Exercise prompt: Return the lines where the word "screenshot" occurs.

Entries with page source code
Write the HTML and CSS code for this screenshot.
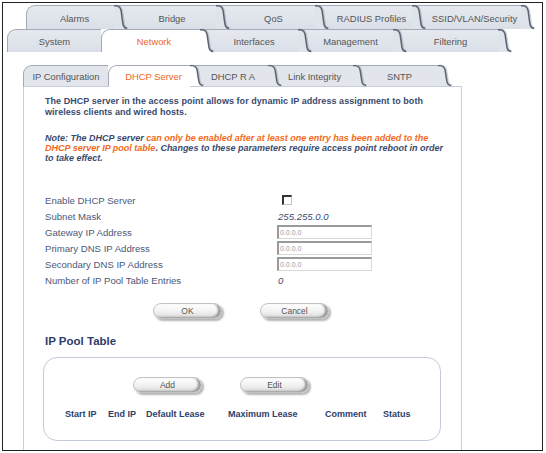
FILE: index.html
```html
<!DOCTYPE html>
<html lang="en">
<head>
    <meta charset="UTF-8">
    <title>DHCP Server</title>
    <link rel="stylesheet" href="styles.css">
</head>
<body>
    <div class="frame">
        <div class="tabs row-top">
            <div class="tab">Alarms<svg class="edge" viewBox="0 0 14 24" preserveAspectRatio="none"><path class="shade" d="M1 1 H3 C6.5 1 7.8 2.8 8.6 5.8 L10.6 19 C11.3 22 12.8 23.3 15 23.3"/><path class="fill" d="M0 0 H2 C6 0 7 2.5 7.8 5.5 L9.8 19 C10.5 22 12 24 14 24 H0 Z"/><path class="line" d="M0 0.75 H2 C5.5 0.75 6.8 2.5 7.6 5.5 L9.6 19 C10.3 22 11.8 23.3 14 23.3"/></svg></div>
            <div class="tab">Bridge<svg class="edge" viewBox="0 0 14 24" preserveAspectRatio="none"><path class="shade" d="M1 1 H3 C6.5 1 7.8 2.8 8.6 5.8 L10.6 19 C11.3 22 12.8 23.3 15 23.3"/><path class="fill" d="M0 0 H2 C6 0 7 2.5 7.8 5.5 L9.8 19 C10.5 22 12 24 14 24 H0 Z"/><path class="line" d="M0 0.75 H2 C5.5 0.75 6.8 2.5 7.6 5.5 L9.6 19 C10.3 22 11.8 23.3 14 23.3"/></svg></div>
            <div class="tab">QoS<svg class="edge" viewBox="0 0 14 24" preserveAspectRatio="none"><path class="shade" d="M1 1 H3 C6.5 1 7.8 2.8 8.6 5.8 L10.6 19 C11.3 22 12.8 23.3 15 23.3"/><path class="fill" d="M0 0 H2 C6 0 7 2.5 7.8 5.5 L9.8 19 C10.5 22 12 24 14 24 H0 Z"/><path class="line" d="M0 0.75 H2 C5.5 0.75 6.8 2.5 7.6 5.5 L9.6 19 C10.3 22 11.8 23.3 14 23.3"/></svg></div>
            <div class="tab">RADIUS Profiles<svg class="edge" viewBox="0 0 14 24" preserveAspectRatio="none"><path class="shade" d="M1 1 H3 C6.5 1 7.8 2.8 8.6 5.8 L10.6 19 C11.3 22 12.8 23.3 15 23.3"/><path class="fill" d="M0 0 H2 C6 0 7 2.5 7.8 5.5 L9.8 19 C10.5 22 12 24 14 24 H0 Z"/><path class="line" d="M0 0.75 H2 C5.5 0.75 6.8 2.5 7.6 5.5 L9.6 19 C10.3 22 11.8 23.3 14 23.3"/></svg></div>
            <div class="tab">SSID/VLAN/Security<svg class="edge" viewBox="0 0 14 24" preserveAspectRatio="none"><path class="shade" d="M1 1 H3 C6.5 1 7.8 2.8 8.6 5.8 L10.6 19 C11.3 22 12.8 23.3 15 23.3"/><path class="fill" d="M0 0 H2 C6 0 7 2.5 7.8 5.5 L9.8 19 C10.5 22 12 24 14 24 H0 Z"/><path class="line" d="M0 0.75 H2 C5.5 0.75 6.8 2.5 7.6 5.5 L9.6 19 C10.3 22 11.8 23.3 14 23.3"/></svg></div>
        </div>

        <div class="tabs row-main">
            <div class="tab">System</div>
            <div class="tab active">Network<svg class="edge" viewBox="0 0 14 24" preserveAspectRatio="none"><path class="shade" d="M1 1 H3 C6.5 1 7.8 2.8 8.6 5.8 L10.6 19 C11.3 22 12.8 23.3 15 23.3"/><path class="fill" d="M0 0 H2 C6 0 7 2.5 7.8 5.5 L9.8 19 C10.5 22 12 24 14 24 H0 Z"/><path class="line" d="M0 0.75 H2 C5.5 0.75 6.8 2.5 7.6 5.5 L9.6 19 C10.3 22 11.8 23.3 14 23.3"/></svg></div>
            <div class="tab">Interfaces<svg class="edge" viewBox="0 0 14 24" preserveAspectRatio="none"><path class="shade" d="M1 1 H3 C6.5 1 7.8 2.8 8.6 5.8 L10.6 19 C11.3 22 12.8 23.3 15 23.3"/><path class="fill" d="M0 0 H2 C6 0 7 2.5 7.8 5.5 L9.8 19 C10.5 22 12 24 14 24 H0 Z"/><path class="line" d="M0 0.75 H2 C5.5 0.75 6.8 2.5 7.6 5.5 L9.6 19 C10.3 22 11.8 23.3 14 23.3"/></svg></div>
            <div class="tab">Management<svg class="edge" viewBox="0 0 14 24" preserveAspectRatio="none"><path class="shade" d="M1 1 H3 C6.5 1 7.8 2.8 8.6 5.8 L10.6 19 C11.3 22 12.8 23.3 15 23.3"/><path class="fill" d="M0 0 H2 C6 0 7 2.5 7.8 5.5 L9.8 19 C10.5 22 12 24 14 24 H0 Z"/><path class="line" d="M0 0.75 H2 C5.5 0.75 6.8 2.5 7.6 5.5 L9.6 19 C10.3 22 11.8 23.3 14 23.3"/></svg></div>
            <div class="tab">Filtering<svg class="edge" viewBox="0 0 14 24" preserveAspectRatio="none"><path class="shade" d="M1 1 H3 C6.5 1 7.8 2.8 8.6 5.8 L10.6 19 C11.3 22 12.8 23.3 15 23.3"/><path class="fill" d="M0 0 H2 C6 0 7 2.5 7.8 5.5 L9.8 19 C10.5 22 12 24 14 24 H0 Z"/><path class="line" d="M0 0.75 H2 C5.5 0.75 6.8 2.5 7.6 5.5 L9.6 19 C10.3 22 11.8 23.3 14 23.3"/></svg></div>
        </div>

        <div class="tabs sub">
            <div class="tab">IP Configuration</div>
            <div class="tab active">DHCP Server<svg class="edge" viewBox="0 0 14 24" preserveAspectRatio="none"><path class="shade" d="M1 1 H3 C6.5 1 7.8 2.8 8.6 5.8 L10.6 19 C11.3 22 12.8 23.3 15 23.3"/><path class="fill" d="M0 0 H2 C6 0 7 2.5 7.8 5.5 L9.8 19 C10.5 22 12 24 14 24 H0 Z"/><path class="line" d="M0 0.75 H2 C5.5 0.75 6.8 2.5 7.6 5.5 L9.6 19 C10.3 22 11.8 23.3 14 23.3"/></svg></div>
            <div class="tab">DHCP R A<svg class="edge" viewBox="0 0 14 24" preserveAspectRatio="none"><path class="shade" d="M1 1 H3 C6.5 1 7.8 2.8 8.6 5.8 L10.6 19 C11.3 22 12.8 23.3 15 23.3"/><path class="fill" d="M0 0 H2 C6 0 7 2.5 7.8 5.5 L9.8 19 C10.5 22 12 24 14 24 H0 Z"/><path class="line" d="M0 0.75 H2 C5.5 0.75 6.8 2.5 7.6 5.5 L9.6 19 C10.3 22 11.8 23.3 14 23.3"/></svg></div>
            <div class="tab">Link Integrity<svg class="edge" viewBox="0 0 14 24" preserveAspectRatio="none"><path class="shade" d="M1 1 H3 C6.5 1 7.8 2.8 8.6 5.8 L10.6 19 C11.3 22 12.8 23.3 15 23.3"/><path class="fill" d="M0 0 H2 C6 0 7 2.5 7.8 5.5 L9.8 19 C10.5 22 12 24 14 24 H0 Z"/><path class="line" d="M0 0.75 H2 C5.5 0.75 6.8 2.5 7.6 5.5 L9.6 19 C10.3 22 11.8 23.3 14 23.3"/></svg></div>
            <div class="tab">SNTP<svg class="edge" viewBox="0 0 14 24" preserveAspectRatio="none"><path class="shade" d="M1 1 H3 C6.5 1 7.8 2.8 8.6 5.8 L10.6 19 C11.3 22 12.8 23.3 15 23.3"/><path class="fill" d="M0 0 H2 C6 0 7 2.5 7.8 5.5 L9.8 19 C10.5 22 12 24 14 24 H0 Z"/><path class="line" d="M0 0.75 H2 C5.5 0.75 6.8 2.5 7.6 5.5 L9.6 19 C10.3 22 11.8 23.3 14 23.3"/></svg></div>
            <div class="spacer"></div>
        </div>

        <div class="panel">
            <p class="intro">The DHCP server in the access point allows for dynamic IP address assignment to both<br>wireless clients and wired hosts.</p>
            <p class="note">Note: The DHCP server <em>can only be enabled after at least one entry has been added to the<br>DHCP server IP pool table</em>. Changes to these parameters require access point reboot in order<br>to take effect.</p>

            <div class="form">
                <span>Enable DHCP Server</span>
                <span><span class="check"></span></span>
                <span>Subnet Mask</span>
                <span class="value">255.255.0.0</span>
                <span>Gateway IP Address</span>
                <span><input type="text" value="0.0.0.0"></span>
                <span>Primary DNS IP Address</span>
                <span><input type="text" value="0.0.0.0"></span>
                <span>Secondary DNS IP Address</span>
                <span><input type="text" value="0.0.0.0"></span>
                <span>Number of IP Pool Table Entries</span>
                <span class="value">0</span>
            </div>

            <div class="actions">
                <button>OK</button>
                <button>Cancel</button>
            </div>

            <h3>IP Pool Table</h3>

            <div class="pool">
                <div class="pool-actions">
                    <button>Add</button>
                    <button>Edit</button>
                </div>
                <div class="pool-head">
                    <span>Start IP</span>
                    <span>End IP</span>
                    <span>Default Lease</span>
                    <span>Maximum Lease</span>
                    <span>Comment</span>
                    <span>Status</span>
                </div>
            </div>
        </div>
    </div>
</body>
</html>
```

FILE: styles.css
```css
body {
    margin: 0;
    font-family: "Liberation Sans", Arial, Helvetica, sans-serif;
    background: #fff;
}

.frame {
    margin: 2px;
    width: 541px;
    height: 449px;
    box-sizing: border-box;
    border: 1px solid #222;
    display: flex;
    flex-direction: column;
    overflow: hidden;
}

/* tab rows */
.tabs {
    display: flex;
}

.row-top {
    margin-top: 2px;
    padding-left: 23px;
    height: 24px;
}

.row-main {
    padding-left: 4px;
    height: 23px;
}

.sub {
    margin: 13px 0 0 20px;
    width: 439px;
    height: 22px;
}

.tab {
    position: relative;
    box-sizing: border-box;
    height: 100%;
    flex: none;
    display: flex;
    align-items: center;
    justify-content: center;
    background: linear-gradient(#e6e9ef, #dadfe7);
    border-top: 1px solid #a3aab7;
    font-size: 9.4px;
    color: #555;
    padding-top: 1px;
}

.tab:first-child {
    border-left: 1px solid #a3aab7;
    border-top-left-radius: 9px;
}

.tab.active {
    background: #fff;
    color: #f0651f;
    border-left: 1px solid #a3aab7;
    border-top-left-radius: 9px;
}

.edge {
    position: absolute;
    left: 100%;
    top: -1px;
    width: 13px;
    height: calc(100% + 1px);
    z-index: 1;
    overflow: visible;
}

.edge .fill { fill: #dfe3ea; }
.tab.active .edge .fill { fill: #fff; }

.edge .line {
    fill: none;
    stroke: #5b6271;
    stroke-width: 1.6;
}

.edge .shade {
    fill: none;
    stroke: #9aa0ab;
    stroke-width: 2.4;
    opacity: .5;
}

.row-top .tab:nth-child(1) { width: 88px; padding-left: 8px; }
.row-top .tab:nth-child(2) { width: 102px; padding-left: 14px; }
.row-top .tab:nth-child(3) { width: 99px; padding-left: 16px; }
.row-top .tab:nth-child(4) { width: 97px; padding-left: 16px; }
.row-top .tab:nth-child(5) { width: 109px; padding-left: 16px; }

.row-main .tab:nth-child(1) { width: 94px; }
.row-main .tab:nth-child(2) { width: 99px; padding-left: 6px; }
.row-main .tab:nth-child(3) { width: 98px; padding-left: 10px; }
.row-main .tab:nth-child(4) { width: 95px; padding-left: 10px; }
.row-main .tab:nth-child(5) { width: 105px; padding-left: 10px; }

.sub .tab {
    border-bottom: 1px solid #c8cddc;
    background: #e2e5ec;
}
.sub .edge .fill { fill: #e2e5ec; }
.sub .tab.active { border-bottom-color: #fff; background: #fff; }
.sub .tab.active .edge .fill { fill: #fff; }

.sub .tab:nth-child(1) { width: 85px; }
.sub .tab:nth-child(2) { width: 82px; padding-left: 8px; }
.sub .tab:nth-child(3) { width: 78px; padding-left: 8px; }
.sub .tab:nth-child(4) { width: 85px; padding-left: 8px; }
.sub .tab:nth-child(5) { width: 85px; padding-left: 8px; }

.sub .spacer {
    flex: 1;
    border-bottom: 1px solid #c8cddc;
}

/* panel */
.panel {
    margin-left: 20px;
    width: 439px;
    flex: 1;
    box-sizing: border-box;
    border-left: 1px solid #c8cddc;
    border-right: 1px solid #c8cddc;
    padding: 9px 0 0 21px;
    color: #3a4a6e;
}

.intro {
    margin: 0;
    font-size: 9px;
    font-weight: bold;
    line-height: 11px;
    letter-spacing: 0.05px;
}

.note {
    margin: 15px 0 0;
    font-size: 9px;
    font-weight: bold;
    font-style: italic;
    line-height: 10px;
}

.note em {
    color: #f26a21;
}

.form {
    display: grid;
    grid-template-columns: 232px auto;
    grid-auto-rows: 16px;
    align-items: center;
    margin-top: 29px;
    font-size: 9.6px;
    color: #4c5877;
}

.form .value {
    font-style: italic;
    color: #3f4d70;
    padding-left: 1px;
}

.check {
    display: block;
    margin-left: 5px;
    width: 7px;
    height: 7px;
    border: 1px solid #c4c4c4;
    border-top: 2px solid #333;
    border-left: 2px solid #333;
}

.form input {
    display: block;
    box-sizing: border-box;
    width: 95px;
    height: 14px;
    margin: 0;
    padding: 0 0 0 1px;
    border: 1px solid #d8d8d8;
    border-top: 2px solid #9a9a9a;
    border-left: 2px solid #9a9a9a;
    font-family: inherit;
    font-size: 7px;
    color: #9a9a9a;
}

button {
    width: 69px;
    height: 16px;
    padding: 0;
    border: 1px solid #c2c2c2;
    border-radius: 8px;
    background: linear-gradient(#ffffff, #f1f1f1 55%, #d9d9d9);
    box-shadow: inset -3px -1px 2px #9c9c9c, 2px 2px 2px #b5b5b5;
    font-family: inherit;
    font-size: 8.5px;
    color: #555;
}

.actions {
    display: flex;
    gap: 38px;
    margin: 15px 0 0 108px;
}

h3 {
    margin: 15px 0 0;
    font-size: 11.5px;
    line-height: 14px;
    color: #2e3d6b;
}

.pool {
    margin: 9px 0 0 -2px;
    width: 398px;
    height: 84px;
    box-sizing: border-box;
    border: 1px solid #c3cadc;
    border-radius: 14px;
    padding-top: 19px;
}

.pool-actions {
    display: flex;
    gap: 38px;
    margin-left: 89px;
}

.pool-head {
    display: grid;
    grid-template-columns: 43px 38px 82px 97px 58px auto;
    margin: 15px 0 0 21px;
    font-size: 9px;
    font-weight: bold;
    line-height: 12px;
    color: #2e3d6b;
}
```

--

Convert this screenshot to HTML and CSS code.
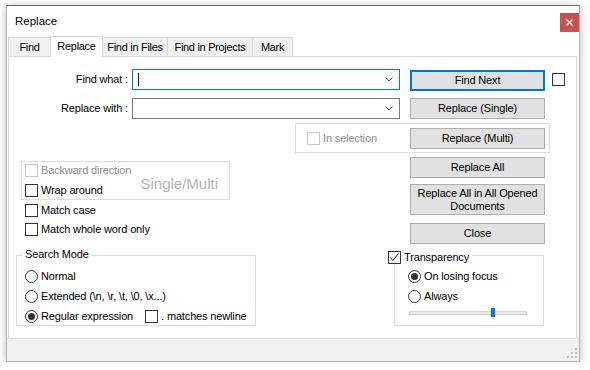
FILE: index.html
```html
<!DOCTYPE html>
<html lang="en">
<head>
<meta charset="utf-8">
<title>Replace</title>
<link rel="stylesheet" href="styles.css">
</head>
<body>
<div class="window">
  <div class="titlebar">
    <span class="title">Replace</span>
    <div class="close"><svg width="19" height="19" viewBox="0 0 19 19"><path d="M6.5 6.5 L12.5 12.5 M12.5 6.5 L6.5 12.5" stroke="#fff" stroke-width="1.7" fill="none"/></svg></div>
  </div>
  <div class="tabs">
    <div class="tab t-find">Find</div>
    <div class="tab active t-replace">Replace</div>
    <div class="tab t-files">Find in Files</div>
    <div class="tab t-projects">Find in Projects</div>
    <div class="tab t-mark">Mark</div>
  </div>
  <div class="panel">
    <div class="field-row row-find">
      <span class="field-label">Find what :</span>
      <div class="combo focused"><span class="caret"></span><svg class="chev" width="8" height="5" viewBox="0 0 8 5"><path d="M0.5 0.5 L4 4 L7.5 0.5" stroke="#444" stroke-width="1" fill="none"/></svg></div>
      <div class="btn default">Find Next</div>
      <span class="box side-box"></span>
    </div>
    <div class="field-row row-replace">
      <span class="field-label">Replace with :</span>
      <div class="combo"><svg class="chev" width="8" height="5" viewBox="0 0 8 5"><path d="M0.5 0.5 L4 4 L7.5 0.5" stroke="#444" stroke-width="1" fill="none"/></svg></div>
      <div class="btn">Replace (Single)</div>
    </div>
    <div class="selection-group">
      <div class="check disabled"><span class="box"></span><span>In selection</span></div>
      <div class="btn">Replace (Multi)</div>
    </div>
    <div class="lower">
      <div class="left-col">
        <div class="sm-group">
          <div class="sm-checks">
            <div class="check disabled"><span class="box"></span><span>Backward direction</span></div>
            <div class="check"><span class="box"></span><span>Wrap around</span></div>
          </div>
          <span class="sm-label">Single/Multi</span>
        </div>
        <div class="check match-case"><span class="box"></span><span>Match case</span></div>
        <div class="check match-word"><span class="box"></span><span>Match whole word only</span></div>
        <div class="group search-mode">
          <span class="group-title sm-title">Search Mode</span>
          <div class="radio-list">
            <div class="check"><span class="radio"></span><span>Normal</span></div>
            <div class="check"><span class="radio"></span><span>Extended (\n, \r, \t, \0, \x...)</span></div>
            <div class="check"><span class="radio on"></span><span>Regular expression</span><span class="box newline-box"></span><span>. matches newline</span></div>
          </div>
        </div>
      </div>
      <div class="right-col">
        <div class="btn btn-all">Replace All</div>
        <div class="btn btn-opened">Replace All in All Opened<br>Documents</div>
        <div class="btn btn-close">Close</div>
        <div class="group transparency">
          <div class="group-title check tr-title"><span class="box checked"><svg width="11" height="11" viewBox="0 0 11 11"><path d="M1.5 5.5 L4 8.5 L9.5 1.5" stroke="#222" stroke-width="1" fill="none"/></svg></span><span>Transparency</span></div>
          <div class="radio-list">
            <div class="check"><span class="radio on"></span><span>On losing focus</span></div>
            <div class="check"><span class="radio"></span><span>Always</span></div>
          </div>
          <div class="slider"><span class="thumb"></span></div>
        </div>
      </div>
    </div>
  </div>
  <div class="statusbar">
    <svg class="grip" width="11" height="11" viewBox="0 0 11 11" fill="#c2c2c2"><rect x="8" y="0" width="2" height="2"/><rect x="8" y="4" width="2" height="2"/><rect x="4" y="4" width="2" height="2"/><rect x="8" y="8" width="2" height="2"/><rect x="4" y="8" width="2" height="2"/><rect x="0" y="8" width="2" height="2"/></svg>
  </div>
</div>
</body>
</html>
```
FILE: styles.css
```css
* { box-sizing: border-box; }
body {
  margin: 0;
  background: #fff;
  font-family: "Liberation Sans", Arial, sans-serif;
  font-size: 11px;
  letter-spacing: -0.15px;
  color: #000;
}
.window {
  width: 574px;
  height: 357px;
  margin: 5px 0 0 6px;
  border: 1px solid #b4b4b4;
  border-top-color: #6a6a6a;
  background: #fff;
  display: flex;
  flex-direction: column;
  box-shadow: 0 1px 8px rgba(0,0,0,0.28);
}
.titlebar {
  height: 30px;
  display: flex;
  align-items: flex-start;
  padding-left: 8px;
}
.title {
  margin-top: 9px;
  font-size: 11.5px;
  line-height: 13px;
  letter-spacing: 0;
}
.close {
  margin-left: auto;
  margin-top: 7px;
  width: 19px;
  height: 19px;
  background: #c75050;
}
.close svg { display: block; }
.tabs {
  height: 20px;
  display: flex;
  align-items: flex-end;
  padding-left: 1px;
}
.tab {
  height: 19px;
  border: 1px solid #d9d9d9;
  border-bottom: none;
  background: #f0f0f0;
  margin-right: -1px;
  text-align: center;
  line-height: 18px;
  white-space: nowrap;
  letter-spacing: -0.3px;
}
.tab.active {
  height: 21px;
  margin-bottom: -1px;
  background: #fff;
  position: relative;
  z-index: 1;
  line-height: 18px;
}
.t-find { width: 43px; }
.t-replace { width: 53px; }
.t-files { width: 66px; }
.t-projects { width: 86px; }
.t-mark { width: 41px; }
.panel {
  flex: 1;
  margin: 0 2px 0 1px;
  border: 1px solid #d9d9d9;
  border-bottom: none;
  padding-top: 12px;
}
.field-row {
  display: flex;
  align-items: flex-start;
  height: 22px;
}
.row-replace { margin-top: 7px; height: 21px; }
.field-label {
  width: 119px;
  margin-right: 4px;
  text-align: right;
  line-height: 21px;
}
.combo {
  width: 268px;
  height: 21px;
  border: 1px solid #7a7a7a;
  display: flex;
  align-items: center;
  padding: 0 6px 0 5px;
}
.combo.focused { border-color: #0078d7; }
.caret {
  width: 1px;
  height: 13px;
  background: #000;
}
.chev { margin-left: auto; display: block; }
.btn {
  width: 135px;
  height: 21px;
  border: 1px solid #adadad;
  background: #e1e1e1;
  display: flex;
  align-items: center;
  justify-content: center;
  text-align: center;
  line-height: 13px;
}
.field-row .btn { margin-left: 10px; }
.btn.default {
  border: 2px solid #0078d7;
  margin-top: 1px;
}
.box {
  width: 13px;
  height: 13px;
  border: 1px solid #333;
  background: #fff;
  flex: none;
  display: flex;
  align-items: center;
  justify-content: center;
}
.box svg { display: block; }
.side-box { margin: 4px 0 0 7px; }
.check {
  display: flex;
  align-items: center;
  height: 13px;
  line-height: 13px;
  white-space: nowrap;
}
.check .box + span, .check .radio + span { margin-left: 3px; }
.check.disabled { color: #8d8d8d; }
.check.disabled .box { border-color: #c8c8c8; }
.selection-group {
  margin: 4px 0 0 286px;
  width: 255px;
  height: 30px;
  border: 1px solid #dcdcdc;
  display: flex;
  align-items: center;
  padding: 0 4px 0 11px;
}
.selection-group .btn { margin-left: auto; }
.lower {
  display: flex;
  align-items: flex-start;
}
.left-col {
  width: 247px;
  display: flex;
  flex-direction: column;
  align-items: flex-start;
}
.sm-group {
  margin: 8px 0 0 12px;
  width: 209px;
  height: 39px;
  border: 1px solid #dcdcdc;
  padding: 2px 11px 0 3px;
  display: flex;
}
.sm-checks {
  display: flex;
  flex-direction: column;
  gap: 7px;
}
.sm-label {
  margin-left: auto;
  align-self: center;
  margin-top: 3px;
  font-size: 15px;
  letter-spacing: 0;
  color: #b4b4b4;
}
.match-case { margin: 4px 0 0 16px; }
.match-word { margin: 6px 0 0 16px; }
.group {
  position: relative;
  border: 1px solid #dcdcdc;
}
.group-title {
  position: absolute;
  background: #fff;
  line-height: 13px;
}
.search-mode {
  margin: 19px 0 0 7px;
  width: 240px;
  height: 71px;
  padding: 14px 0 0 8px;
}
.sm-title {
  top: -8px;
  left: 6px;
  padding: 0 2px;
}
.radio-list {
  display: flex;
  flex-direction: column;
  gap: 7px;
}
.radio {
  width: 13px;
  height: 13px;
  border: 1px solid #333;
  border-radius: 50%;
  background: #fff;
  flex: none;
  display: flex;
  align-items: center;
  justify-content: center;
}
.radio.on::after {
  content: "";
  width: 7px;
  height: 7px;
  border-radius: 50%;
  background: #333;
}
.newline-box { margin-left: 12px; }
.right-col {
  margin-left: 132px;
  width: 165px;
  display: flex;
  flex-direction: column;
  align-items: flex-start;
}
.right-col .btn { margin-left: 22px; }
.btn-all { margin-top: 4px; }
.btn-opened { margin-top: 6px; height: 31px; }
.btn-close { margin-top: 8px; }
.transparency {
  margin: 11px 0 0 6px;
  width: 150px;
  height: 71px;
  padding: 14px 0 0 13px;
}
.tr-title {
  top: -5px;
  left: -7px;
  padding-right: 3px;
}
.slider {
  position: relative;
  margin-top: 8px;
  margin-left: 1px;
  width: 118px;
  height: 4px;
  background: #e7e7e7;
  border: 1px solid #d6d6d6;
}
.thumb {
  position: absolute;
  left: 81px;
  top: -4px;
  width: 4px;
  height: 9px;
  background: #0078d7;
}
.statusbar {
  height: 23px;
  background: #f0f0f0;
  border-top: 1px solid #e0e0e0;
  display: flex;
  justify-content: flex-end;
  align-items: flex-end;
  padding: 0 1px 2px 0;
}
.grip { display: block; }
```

Solution for this exercise:
Write the HTML and CSS code for this screenshot.
Convert this screenshot to HTML and CSS code.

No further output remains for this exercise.